- [Exercise prompt] From the entries below, pull out each line where "that" appears.

- [Excerpted data]

* START *

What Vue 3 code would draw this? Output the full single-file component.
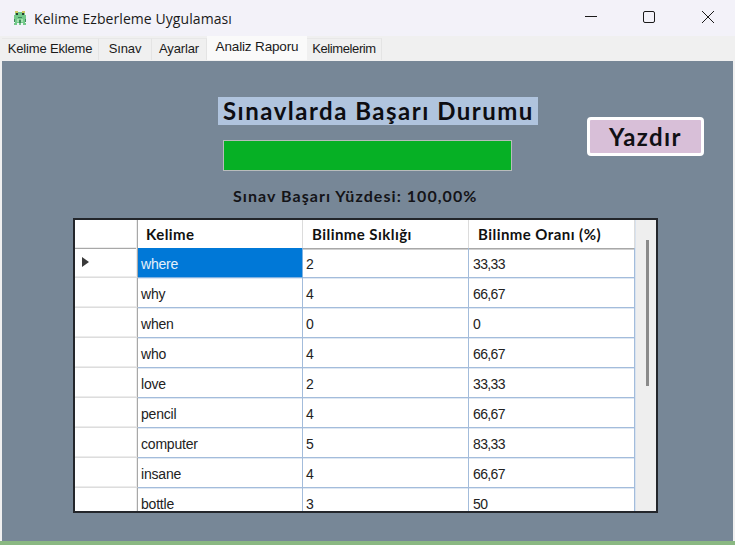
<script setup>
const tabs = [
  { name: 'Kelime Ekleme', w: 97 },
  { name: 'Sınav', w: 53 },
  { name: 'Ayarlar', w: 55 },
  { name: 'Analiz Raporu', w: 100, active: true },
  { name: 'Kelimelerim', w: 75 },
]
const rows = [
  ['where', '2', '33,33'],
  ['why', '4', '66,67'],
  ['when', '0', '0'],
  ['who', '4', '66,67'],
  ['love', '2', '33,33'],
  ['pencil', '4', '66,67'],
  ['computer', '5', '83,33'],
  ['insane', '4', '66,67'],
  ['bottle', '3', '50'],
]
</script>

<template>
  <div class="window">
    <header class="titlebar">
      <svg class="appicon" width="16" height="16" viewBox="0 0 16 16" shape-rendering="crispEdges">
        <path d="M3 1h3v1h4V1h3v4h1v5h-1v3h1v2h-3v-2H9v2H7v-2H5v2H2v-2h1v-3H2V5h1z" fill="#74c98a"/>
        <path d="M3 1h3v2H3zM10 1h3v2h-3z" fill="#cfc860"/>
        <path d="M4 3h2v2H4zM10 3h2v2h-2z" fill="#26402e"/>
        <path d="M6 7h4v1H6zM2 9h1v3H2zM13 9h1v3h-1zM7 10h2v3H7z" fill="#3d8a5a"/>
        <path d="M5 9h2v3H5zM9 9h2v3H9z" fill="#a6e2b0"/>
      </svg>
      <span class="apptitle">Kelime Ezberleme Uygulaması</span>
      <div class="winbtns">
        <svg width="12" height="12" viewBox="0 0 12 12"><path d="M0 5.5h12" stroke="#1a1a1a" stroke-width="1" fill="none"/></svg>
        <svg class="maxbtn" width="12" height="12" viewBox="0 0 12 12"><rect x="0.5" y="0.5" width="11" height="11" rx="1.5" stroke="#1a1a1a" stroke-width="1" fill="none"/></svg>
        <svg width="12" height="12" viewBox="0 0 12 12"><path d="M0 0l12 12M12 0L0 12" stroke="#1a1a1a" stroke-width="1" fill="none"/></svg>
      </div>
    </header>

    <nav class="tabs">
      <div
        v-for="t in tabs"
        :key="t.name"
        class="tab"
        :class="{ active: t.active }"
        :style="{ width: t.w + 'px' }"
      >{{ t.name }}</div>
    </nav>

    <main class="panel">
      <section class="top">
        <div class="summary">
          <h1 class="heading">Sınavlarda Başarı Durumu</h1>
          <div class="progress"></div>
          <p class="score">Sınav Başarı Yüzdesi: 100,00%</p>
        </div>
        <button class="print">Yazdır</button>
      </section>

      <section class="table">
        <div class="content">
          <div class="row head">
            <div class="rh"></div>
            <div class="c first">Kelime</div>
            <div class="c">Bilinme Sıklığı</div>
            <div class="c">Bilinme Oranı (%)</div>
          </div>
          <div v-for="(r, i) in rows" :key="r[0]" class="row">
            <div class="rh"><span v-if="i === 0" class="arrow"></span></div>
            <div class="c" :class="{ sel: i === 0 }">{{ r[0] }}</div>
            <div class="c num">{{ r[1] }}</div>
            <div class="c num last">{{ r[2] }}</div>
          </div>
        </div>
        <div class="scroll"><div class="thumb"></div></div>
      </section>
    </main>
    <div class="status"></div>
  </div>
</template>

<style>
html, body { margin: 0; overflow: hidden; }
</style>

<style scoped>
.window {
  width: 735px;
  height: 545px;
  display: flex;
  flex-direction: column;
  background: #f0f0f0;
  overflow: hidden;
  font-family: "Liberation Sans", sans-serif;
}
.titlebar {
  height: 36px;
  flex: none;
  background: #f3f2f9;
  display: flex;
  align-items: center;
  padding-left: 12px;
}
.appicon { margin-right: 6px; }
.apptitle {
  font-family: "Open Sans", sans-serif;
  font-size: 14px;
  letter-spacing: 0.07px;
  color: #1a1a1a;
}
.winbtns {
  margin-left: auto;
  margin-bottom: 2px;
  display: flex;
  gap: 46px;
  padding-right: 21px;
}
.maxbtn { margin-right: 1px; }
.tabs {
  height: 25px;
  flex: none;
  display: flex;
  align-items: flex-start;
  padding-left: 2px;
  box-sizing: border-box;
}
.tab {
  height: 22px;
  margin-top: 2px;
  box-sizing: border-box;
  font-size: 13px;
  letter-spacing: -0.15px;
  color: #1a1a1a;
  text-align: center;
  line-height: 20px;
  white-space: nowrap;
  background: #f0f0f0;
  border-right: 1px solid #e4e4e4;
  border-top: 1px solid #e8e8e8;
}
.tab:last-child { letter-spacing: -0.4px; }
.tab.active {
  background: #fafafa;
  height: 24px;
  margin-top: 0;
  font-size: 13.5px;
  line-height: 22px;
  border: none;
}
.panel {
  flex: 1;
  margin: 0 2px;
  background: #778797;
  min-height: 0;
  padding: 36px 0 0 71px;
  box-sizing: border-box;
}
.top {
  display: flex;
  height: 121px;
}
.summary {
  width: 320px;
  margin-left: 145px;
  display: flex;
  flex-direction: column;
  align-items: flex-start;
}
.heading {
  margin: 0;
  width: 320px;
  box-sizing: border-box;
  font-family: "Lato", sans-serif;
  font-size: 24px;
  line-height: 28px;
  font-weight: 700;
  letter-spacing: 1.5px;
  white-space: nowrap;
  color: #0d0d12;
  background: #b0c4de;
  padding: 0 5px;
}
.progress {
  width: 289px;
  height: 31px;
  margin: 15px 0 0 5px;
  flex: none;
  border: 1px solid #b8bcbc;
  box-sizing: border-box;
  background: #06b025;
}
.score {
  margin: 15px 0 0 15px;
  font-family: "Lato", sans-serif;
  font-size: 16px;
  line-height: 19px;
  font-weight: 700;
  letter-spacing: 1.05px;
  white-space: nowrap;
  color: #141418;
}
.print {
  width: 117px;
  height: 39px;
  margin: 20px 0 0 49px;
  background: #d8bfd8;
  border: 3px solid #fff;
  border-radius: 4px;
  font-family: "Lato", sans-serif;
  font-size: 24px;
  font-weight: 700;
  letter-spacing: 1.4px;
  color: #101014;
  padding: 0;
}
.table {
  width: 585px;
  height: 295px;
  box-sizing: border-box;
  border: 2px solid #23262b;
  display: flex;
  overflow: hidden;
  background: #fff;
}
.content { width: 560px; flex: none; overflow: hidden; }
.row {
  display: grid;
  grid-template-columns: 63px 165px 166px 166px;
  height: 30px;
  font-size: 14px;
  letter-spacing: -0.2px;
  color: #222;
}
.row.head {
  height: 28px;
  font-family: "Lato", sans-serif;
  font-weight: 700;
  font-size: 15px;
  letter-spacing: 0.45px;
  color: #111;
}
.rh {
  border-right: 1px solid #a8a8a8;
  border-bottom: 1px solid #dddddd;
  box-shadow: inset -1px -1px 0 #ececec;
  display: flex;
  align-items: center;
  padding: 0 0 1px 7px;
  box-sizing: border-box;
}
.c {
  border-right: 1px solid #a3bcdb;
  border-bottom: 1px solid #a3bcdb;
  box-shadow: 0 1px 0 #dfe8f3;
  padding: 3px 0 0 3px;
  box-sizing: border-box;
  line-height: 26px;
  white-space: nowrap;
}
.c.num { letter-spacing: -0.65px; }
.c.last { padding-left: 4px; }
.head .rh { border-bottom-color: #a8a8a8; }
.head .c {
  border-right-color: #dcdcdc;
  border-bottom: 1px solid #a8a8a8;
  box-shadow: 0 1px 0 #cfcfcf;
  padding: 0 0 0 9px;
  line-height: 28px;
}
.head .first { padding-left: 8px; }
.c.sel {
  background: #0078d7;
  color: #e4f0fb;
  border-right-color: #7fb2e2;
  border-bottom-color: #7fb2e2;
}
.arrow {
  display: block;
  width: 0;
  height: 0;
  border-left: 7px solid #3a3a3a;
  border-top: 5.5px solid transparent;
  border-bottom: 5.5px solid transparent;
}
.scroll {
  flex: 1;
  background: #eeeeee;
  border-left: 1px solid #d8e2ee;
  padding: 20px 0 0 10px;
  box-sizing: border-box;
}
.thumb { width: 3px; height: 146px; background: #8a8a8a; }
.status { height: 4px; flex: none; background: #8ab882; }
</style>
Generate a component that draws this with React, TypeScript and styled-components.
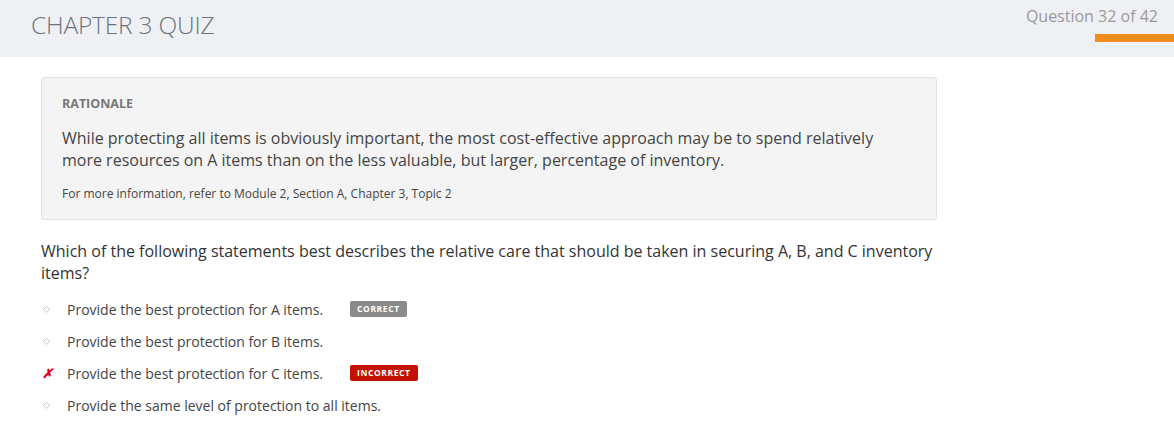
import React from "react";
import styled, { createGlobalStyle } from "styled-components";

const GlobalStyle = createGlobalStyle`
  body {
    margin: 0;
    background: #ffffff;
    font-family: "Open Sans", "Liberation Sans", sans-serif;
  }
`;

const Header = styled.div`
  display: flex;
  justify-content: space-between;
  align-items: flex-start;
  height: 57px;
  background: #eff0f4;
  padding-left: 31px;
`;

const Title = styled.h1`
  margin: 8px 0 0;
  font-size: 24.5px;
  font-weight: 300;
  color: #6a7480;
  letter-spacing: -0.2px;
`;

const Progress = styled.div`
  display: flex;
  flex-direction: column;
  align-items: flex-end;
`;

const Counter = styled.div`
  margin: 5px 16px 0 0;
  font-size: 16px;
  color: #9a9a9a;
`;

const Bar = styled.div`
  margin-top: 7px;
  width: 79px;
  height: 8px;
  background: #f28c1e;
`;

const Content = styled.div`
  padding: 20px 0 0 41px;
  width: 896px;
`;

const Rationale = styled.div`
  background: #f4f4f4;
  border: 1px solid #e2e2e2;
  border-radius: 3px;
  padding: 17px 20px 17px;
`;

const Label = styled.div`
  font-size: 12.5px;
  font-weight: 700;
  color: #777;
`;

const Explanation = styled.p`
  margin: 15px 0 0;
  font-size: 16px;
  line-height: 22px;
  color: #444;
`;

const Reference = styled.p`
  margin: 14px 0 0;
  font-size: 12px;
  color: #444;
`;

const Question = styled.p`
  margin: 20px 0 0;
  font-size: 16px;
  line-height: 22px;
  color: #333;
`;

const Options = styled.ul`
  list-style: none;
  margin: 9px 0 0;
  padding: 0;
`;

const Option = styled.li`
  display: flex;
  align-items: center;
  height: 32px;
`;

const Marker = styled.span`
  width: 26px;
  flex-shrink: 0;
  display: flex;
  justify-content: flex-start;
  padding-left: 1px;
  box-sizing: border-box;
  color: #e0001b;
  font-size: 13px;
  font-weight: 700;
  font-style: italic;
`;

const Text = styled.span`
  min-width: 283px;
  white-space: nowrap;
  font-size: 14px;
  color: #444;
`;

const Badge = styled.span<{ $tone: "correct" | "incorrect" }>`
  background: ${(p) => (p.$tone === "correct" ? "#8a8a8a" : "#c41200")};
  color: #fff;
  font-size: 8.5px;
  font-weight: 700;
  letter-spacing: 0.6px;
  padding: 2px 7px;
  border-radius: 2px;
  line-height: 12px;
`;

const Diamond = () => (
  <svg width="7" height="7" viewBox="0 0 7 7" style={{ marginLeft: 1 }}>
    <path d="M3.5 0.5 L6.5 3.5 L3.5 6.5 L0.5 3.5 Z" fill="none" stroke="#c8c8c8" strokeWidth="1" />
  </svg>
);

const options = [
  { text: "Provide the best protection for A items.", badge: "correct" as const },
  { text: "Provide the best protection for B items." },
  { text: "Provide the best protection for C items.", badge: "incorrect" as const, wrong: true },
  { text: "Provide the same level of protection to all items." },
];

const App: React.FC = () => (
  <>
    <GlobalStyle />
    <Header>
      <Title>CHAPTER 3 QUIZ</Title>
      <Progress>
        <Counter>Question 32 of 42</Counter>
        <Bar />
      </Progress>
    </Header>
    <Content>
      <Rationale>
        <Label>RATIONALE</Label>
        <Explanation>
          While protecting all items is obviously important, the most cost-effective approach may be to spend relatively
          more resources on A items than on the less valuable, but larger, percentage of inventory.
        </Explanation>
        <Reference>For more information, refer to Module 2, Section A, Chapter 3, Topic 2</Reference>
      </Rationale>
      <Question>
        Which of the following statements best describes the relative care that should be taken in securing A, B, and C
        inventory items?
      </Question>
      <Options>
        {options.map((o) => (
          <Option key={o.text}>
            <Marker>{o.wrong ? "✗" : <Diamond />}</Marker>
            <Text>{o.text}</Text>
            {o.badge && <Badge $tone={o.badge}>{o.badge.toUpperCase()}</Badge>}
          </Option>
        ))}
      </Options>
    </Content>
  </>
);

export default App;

* END *

- [Reply to the exercise]
Generate a component that draws this with React, TypeScript and styled-components.
        Which of the following statements best describes the relative care that should be taken in securing A, B, and C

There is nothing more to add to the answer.